▶ _TO DO_
Write out every line of the material as it stands, apart from the pictures.

── DATA PROVIDED

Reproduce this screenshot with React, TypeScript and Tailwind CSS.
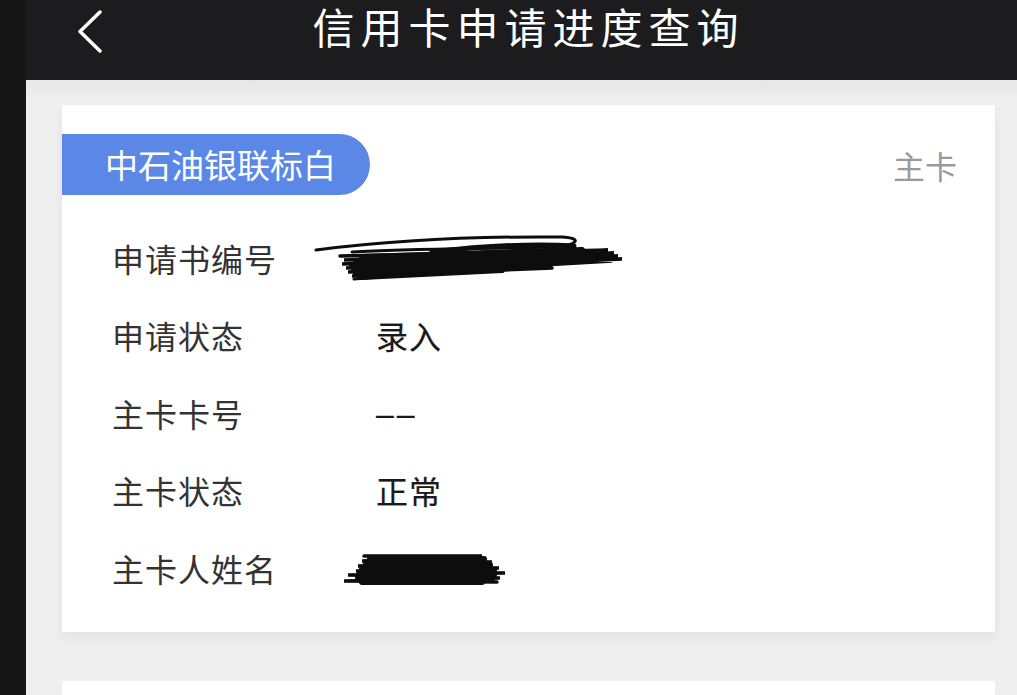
import React from "react";

const font = { fontFamily: '"Noto Sans CJK SC", "Noto Sans", sans-serif' };

const ScribbleLong = () => (
  <svg width="312" height="52" viewBox="0 0 312 52" className="block">
    <g fill="none" stroke="#0d0d0d" strokeLinecap="round">
      <path d="M4 20 C 60 13, 150 6, 250 7 C 270 8, 268 15, 240 17 C 180 19, 100 18, 40 22" strokeWidth="3" />
      <path d="M28 26 L 296 20 L 32 30 L 302 23 L 30 34 L 306 26 L 34 38 L 310 29 L 36 42 L 300 31 L 40 46 L 240 38" strokeWidth="3.5" />
      <path d="M50 27 L 270 20 M 44 31 L 280 24 M 40 35 L 285 27 M 42 39 L 260 31 M 44 43 L 220 35 M 50 47 L 190 40" strokeWidth="6" />
      <path d="M42 49 C 100 44, 160 40, 225 37" strokeWidth="3" />
      <path d="M120 22 C 180 15, 230 14, 262 16" strokeWidth="5" />
    </g>
  </svg>
);

const ScribbleShort = () => (
  <svg width="170" height="36" viewBox="0 0 170 36" className="block">
    <g fill="none" stroke="#0d0d0d" strokeLinecap="round">
      <path d="M22 5 L 140 5 L 20 10 L 150 11 L 16 15 L 157 17 L 14 20 L 163 22 L 6 24 L 158 27 L 2 30 L 155 31" strokeWidth="3.5" />
      <path d="M28 8 L 142 8 M 24 13 L 148 14 M 20 18 L 152 19 M 18 23 L 152 24 M 16 27 L 150 28 M 20 31 L 140 31" strokeWidth="6" />
    </g>
  </svg>
);

const rows: { label: string; value: React.ReactNode }[] = [
  { label: "申请书编号", value: <div className="-ml-[64px] -mt-[4px]"><ScribbleLong /></div> },
  { label: "申请状态", value: "录入" },
  {
    label: "主卡卡号",
    value: <span className="font-['Liberation_Sans',sans-serif] tracking-[3px]">––</span>,
  },
  { label: "主卡状态", value: "正常" },
  { label: "主卡人姓名", value: <div className="-ml-[34px] mt-[2px]"><ScribbleShort /></div> },
];

const App = () => {
  return (
    <div className="flex h-[695px] w-[1017px] overflow-hidden bg-[#161616]" style={font}>
      <div className="w-[26px] shrink-0" />
      <div className="flex flex-1 flex-col bg-[#efefef]">
        <header className="relative flex h-[80px] shrink-0 items-start justify-center bg-[#1c1c1f]">
          <svg width="30" height="44" viewBox="0 0 30 44" className="absolute left-[50px] top-[10px]">
            <path d="M24 2 L 4 21.5 L 24 41" fill="none" stroke="#fff" strokeWidth="3.5" strokeLinecap="round" strokeLinejoin="round" />
          </svg>
          <h1 className="mt-[2px] pl-[14px] text-[42px] leading-[48px] tracking-[6px] text-white">信用卡申请进度查询</h1>
        </header>
        <div className="flex flex-1 flex-col gap-[49px] bg-gradient-to-b from-[#e6e6e6] to-[#efefef] to-[20px] pl-[36px] pr-[22px] pt-[25px]">
          <section className="bg-white pb-[25px] pt-[29px] shadow-[0_6px_12px_rgba(0,0,0,0.06)]">
            <div className="flex items-center justify-between pr-[38px]">
              <div className="flex h-[61px] w-[308px] items-center rounded-r-full bg-[#5b88e6] pl-[43px] text-[33px] text-white">
                中石油银联标白
              </div>
              <span className="text-[32px] text-[#9a9a9a]">主卡</span>
            </div>
            <div className="mt-[24px] flex flex-col">
              {rows.map((r) => (
                <div key={r.label} className="flex h-[77.5px] items-center pl-[50px]">
                  <span className="w-[264px] text-[32px] tracking-[1px] text-[#333]">{r.label}</span>
                  <span className="text-[32px] tracking-[1px] text-[#1a1a1a] [-webkit-text-stroke:0.2px_#1a1a1a]">{r.value}</span>
                </div>
              ))}
            </div>
          </section>
          <section className="h-[200px] bg-white" />
        </div>
      </div>
    </div>
  );
};

export default App;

────

▶ _THE SOLUTION_
Reproduce this screenshot with React, TypeScript and Tailwind CSS.
import React from "react";

const font = { fontFamily: '"Noto Sans CJK SC", "Noto Sans", sans-serif' };

const ScribbleLong = () => (
  <svg width="312" height="52" viewBox="0 0 312 52" className="block">
    <g fill="none" stroke="#0d0d0d" strokeLinecap="round">
      <path d="M4 20 C 60 13, 150 6, 250 7 C 270 8, 268 15, 240 17 C 180 19, 100 18, 40 22" strokeWidth="3" />
      <path d="M28 26 L 296 20 L 32 30 L 302 23 L 30 34 L 306 26 L 34 38 L 310 29 L 36 42 L 300 31 L 40 46 L 240 38" strokeWidth="3.5" />
      <path d="M50 27 L 270 20 M 44 31 L 280 24 M 40 35 L 285 27 M 42 39 L 260 31 M 44 43 L 220 35 M 50 47 L 190 40" strokeWidth="6" />
      <path d="M42 49 C 100 44, 160 40, 225 37" strokeWidth="3" />
      <path d="M120 22 C 180 15, 230 14, 262 16" strokeWidth="5" />
    </g>
  </svg>
);

const ScribbleShort = () => (
  <svg width="170" height="36" viewBox="0 0 170 36" className="block">
    <g fill="none" stroke="#0d0d0d" strokeLinecap="round">
      <path d="M22 5 L 140 5 L 20 10 L 150 11 L 16 15 L 157 17 L 14 20 L 163 22 L 6 24 L 158 27 L 2 30 L 155 31" strokeWidth="3.5" />
      <path d="M28 8 L 142 8 M 24 13 L 148 14 M 20 18 L 152 19 M 18 23 L 152 24 M 16 27 L 150 28 M 20 31 L 140 31" strokeWidth="6" />
    </g>
  </svg>
);

const rows: { label: string; value: React.ReactNode }[] = [
  { label: "申请书编号", value: <div className="-ml-[64px] -mt-[4px]"><ScribbleLong /></div> },
  { label: "申请状态", value: "录入" },
  {
    label: "主卡卡号",
    value: <span className="font-['Liberation_Sans',sans-serif] tracking-[3px]">––</span>,
  },
  { label: "主卡状态", value: "正常" },
  { label: "主卡人姓名", value: <div className="-ml-[34px] mt-[2px]"><ScribbleShort /></div> },
];

const App = () => {
  return (
    <div className="flex h-[695px] w-[1017px] overflow-hidden bg-[#161616]" style={font}>
      <div className="w-[26px] shrink-0" />
      <div className="flex flex-1 flex-col bg-[#efefef]">
        <header className="relative flex h-[80px] shrink-0 items-start justify-center bg-[#1c1c1f]">
          <svg width="30" height="44" viewBox="0 0 30 44" className="absolute left-[50px] top-[10px]">
            <path d="M24 2 L 4 21.5 L 24 41" fill="none" stroke="#fff" strokeWidth="3.5" strokeLinecap="round" strokeLinejoin="round" />
          </svg>
          <h1 className="mt-[2px] pl-[14px] text-[42px] leading-[48px] tracking-[6px] text-white">信用卡申请进度查询</h1>
        </header>
        <div className="flex flex-1 flex-col gap-[49px] bg-gradient-to-b from-[#e6e6e6] to-[#efefef] to-[20px] pl-[36px] pr-[22px] pt-[25px]">
          <section className="bg-white pb-[25px] pt-[29px] shadow-[0_6px_12px_rgba(0,0,0,0.06)]">
            <div className="flex items-center justify-between pr-[38px]">
              <div className="flex h-[61px] w-[308px] items-center rounded-r-full bg-[#5b88e6] pl-[43px] text-[33px] text-white">
                中石油银联标白
              </div>
              <span className="text-[32px] text-[#9a9a9a]">主卡</span>
            </div>
            <div className="mt-[24px] flex flex-col">
              {rows.map((r) => (
                <div key={r.label} className="flex h-[77.5px] items-center pl-[50px]">
                  <span className="w-[264px] text-[32px] tracking-[1px] text-[#333]">{r.label}</span>
                  <span className="text-[32px] tracking-[1px] text-[#1a1a1a] [-webkit-text-stroke:0.2px_#1a1a1a]">{r.value}</span>
                </div>
              ))}
            </div>
          </section>
          <section className="h-[200px] bg-white" />
        </div>
      </div>
    </div>
  );
};

export default App;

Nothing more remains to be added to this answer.